Moreover, racism is sufficiently pervasive that it has also been a potent tool for anti-interventionists. Some of the strongest opposition to American colonialism in the Caribbean a century ago came from those who claimed that ruling over the region’s “savage” or “uncivilized” natives would be an impossible and unprofitable task. The fascist sympathies of many “America First” anti-interventionists in the lead-up to World War Two is well known. Even today, a subtler form of prejudice remains popular among politicians trying to keep the United States out of foreign conflicts. In announcing the withdrawal of U.S. troops from Syria, for example, President Donald Trump explained that Turks and Kurds had been fighting for hundreds of years and that “[t]here’s a lot of sand that they can play with.” It was a cruder version of an argument that Democratic presidents have made as well, be it former President Bill Clinton blaming Bosnia’s genocide on ancient hatreds or President Barack Obama saying the Syrian civil war was a product of “conflicts that date back millennia.” These tropes will remain tempting to advocates of a more restrained foreign policy. But suggesting that foreigners are fundamentally ungovernable is just as wrong whether you’re making the case for or against trying to govern them.

There is, of course, a more compelling argument that, facing domestic crisis, America would be arrogant to preach democracy to others and irresponsible to waste its resources doing so. But this misunderstands the history and logic behind democracy promotion. Indeed, there has always been a significant gap between America’s democratic rhetoric and the state of its democracy. Americans flatter themselves if they think foreigners have only just noticed. Ideally, recognizing this discrepancy can inspire America to live up to its professed values, even if only to advance its own interests. Fighting fascism forced Americans to confront racism and religious prejudice at home. During the early Cold War, America’s need to undermine Soviet propaganda and enhance its influence in Africa also served as effective arguments in the battle against segregation.

At best, Americans have defended democratic values overseas because they realized the fragility of their own democracy and believed it would be more secure in a more democratic world. Over the past four years, Americans have watched Trump leverage his corrupt ties with autocratic leaders and seen how right-wing nationalists around the world share conspiracies and draw inspiration from each other.
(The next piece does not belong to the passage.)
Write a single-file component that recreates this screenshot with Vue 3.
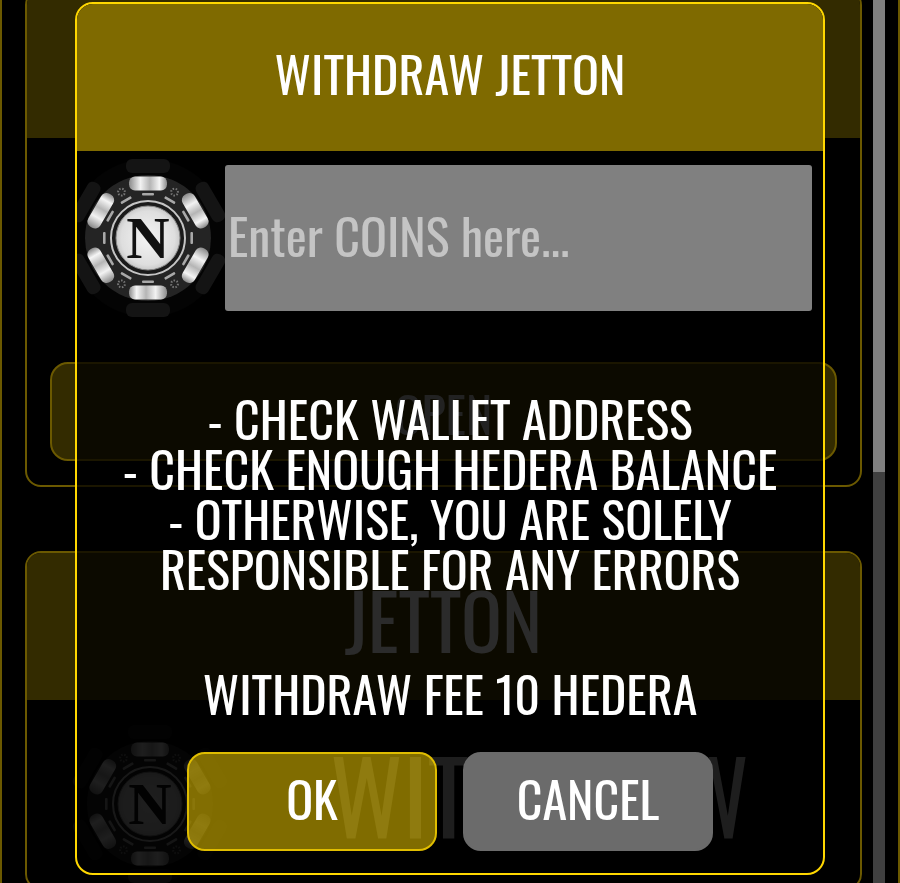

This should make it all the more apparent that the struggle for democracy is a shared one, to which even a deeply flawed America must also contribute.

As the shining city upon a hill, America has spread light but also, too often, cast a dark shadow over others. The mythology of American exceptionalism gave many Americans a messianic faith in their ability to spread democracy while blinding them to the risk that they might face the same authoritarian threats they had observed—or supported—elsewhere. If recent events have provided a more objective perspective, it will hopefully drive Americans to rejoin the global fight for democracy with renewed conviction and humility.